What the task asks - What lines of the data include the string "index"? Copy them all.

=== Rows ===

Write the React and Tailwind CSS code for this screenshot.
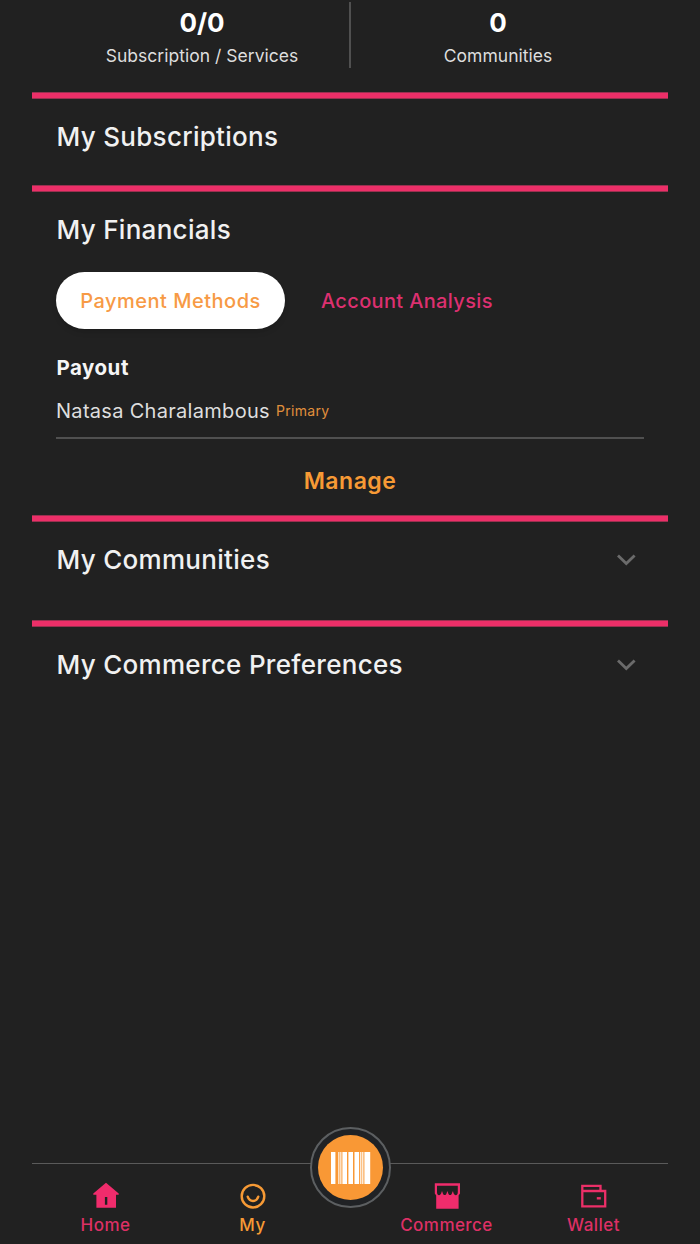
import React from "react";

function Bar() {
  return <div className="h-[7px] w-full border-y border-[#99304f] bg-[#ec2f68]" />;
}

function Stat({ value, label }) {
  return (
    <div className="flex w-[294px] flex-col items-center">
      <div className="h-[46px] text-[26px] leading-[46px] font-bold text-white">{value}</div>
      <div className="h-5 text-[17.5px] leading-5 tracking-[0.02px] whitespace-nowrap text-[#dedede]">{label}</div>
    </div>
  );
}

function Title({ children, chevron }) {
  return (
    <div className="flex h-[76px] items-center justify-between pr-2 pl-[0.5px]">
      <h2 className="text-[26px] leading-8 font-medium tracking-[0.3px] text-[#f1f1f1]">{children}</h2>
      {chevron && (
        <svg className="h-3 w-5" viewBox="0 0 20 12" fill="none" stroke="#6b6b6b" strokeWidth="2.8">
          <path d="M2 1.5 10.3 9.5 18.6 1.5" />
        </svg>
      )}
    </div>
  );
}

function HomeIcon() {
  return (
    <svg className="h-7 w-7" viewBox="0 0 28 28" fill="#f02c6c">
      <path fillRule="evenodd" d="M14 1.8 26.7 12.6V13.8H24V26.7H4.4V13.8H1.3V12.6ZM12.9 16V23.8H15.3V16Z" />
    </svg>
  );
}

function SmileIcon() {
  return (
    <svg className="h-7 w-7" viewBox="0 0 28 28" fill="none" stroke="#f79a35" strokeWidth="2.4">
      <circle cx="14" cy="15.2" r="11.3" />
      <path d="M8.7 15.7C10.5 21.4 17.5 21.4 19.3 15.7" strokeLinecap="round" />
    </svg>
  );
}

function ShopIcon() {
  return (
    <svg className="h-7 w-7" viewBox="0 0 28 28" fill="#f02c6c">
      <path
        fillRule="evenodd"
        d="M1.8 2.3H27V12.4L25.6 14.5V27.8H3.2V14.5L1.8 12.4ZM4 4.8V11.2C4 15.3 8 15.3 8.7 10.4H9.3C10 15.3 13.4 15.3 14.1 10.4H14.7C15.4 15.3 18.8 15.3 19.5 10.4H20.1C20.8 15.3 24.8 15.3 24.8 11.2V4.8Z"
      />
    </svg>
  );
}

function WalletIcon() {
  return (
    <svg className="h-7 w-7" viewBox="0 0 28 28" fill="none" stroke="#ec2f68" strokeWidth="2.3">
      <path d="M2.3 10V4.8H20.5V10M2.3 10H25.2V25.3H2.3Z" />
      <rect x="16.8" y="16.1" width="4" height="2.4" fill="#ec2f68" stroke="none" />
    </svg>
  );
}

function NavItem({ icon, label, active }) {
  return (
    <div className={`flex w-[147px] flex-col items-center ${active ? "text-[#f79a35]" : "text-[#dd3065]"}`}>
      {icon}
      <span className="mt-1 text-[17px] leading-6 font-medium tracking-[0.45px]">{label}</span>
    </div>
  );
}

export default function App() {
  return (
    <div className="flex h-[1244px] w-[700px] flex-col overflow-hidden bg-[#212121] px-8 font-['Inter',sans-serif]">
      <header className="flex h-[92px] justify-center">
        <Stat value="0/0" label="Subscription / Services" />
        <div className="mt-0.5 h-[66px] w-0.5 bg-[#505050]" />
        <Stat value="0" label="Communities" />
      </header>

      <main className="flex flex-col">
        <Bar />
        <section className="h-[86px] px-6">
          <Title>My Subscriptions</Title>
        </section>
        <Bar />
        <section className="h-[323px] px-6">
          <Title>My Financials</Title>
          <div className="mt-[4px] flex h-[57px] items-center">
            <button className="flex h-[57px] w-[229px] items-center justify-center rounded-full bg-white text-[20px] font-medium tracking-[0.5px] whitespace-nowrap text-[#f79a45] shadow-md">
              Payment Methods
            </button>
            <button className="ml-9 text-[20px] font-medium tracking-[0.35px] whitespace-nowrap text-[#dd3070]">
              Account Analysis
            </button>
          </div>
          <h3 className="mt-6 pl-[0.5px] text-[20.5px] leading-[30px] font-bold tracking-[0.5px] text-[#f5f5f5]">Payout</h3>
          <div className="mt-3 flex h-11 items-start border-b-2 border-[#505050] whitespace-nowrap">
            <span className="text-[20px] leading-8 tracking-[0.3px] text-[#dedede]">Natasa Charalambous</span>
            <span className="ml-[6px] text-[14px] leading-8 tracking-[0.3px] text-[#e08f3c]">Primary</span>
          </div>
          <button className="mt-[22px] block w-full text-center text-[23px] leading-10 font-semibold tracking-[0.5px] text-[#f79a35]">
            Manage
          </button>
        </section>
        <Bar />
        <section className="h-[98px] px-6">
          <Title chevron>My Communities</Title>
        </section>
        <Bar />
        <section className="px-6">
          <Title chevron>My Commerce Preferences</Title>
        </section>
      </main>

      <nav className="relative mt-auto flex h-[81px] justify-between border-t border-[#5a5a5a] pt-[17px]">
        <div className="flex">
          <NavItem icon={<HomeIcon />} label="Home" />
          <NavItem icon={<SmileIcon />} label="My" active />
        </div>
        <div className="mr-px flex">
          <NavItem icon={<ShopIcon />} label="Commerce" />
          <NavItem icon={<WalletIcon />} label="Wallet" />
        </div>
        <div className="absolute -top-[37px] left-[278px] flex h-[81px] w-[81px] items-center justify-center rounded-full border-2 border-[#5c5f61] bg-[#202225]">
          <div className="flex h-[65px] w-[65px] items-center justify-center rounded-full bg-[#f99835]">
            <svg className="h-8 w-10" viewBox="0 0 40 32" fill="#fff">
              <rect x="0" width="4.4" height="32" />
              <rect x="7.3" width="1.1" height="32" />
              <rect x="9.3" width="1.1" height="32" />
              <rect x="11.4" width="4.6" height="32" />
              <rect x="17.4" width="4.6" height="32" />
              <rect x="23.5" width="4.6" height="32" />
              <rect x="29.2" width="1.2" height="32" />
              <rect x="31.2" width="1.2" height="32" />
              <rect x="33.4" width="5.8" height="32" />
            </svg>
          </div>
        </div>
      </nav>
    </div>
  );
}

===
=== Rows ===

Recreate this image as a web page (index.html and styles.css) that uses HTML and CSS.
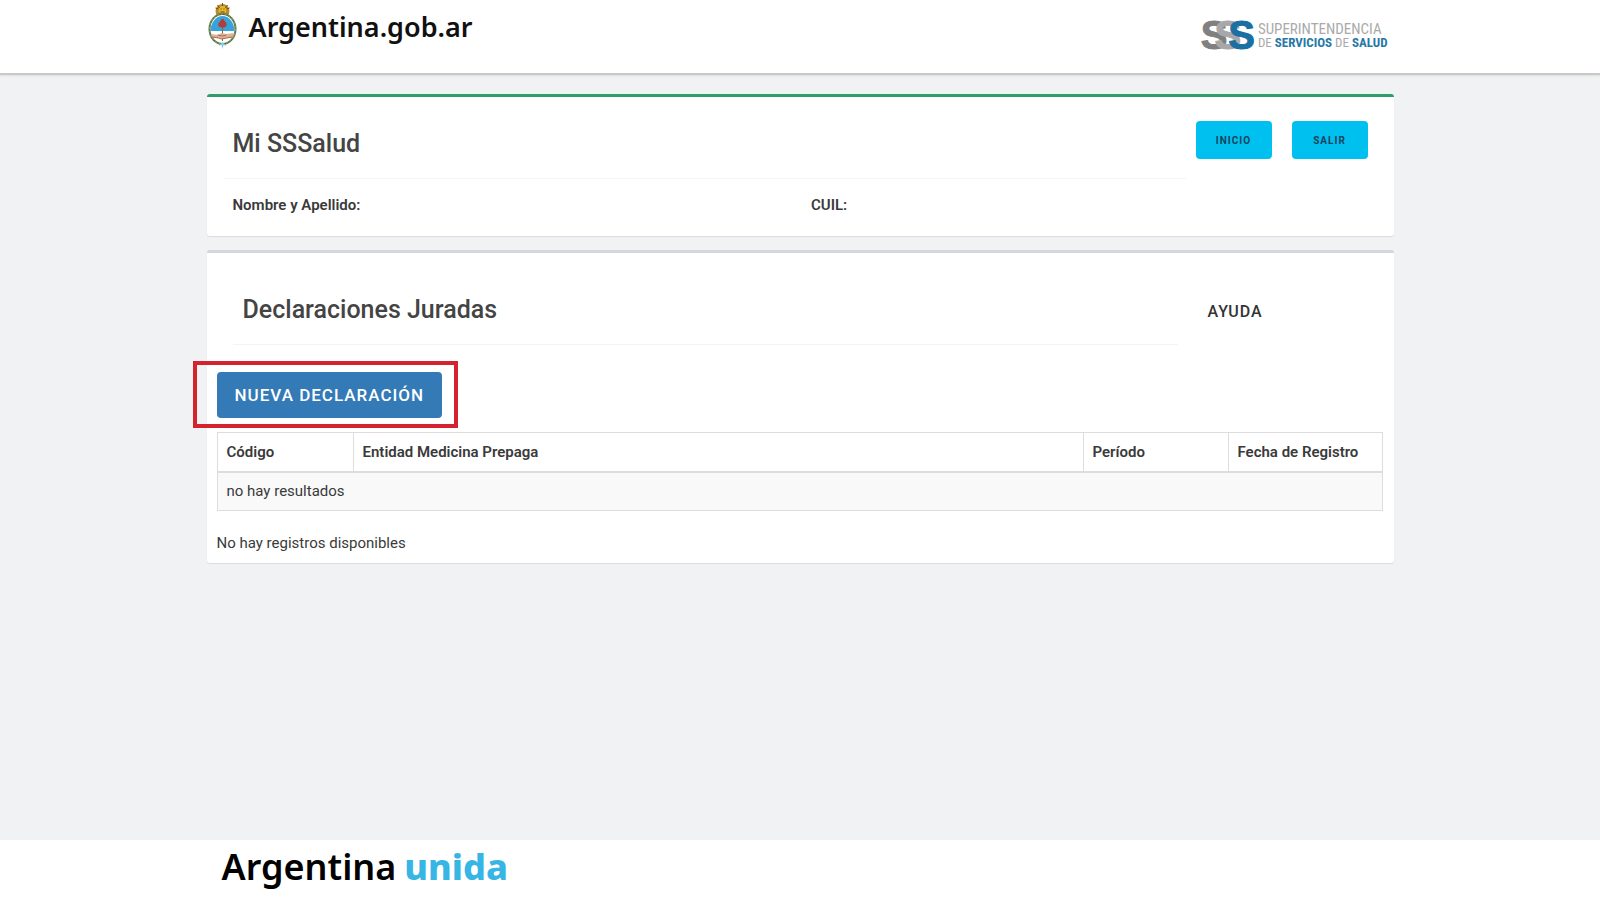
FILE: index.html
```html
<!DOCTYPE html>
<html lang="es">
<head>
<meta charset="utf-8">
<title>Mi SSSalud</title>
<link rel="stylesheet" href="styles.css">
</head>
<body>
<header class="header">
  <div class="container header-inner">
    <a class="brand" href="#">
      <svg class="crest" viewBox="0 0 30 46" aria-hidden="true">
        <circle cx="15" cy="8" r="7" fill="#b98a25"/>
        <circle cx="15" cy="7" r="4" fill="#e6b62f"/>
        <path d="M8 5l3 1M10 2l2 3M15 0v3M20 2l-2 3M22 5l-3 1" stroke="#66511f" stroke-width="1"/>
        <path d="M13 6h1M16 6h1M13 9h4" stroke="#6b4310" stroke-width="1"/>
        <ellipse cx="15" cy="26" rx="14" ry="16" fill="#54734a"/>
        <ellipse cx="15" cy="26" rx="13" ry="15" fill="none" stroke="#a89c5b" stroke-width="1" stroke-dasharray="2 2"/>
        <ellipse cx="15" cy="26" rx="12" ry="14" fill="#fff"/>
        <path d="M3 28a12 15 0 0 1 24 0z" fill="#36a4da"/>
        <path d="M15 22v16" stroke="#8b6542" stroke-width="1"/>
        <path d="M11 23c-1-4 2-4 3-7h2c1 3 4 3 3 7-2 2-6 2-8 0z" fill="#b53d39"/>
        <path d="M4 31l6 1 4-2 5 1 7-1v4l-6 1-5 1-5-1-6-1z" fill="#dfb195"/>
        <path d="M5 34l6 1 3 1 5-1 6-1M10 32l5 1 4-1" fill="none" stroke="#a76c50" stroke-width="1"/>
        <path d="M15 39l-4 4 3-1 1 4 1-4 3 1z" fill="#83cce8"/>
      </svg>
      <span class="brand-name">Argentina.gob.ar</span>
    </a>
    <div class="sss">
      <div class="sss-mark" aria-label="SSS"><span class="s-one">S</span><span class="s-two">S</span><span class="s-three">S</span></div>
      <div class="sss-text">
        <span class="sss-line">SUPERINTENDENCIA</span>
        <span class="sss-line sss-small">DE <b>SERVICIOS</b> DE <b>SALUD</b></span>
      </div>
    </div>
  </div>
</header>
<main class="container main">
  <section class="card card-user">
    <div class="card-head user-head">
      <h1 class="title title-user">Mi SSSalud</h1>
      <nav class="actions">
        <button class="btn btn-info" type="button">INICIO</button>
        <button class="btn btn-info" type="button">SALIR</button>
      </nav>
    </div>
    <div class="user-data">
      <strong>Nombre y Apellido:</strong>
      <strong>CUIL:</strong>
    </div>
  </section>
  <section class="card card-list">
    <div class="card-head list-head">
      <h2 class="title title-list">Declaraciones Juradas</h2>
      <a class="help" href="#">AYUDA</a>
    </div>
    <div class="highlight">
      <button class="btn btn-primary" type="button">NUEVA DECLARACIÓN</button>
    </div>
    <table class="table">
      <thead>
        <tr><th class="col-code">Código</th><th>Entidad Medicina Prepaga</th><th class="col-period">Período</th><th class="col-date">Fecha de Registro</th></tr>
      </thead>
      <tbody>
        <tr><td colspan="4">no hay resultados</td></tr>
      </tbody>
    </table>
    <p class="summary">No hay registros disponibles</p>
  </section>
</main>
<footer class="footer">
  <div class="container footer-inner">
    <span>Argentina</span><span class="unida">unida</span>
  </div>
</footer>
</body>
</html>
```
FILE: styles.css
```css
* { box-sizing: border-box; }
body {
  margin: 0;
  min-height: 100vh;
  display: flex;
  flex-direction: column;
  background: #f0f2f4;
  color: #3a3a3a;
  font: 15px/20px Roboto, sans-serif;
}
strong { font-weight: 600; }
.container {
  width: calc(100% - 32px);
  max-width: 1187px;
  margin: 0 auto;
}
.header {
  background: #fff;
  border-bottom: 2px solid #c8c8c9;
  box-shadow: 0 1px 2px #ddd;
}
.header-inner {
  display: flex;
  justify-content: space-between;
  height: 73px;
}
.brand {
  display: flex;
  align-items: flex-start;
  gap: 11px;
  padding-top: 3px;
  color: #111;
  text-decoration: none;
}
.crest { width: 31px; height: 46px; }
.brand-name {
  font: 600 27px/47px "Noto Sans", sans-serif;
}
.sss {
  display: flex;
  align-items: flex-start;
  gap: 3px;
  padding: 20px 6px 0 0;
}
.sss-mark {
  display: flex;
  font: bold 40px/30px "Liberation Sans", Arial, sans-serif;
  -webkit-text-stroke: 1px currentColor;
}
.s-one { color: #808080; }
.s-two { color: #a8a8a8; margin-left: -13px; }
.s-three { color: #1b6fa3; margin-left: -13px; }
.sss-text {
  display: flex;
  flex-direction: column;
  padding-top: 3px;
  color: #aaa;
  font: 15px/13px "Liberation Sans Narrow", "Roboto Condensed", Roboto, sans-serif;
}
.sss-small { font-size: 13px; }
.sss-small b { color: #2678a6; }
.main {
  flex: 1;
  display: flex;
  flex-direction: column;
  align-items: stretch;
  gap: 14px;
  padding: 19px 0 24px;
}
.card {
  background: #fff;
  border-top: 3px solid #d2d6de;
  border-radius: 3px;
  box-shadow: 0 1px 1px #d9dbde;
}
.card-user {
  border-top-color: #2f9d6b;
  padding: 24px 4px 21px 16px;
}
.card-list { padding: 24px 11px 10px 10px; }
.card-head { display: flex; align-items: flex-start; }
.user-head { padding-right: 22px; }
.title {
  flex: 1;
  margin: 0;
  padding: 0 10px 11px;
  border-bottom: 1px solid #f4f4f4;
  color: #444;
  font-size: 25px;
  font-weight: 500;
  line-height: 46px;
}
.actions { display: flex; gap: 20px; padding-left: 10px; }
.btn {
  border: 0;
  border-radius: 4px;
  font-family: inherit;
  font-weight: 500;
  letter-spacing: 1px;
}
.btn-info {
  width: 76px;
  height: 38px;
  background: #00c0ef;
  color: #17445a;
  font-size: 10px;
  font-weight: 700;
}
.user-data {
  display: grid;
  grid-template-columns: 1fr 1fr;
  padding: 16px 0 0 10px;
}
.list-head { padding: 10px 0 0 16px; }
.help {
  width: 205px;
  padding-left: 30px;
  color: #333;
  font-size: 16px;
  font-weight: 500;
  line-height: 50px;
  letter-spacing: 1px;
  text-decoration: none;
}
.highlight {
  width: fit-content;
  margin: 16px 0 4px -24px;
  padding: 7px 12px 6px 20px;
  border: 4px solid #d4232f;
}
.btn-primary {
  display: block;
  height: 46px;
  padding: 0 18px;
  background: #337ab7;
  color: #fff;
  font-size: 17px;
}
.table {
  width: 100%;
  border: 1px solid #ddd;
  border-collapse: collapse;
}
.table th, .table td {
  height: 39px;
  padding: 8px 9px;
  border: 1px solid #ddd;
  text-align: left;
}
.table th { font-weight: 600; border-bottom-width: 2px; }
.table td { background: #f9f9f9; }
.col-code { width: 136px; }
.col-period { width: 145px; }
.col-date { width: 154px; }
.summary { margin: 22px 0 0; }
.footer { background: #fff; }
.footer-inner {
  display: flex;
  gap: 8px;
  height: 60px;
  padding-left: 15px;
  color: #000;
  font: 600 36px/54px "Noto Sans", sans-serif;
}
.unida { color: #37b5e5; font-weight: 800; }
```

===
=== Rows ===

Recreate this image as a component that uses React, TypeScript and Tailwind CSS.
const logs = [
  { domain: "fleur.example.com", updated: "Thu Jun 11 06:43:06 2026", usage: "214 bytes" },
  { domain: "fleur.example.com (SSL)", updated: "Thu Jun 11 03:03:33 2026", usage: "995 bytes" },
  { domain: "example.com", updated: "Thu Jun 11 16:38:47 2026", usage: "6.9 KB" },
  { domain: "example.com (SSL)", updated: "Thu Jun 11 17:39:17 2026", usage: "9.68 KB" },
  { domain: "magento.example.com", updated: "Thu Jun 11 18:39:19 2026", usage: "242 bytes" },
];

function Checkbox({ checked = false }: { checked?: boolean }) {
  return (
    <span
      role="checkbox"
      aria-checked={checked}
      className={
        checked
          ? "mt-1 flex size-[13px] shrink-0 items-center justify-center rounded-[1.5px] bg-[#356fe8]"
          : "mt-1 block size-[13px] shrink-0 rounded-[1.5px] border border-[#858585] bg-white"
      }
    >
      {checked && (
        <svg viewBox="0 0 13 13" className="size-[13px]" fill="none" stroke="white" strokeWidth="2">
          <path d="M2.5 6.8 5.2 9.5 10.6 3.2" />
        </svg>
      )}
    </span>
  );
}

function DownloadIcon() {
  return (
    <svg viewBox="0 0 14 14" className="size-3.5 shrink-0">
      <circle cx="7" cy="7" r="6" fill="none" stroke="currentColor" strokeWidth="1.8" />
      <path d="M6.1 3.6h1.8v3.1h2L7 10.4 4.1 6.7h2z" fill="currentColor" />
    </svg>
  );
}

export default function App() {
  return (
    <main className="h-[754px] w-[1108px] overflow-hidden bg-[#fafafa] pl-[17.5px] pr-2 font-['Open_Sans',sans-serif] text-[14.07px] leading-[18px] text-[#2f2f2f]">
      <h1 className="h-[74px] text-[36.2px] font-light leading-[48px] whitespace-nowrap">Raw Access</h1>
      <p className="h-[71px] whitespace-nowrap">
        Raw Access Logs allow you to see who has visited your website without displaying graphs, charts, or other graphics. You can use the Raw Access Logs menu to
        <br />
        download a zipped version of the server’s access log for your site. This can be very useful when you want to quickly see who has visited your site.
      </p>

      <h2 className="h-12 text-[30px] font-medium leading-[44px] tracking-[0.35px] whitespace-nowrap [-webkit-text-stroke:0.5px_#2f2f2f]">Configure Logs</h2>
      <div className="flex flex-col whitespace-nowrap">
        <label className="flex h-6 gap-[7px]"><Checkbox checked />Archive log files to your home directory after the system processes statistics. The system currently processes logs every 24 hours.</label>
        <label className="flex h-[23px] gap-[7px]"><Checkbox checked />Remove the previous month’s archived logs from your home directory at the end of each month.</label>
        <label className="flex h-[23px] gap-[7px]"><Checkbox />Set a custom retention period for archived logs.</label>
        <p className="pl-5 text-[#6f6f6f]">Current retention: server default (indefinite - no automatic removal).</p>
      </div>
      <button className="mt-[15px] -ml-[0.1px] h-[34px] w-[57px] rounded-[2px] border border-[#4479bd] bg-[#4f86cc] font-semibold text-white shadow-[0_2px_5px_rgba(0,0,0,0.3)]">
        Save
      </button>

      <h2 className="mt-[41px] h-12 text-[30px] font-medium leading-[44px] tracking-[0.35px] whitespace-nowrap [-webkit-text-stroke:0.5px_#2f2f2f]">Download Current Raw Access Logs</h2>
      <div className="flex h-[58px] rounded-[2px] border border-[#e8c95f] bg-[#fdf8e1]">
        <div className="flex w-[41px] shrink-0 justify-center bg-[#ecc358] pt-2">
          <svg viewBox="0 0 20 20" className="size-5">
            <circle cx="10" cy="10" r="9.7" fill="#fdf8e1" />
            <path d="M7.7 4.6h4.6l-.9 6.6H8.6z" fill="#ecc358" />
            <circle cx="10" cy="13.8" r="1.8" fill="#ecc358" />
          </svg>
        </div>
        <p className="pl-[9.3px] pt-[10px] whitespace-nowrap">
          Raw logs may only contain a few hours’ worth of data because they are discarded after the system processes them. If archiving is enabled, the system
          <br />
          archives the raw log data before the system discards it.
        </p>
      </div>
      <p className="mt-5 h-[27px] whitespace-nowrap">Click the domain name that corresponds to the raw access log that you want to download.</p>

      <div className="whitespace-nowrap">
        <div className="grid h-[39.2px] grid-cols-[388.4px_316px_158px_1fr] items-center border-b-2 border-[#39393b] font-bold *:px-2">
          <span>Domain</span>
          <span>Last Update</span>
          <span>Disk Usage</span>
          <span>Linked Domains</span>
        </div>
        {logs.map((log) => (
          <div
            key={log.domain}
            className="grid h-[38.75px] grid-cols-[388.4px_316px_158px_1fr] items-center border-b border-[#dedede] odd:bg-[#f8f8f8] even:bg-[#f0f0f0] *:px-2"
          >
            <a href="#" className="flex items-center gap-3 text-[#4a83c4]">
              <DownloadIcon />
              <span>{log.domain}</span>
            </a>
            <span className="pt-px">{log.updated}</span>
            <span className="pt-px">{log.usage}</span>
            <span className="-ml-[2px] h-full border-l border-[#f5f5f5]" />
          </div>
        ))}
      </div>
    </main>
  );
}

===

Result of this exercise -
Recreate this image as a web page (index.html and styles.css) that uses HTML and CSS.
FILE: index.html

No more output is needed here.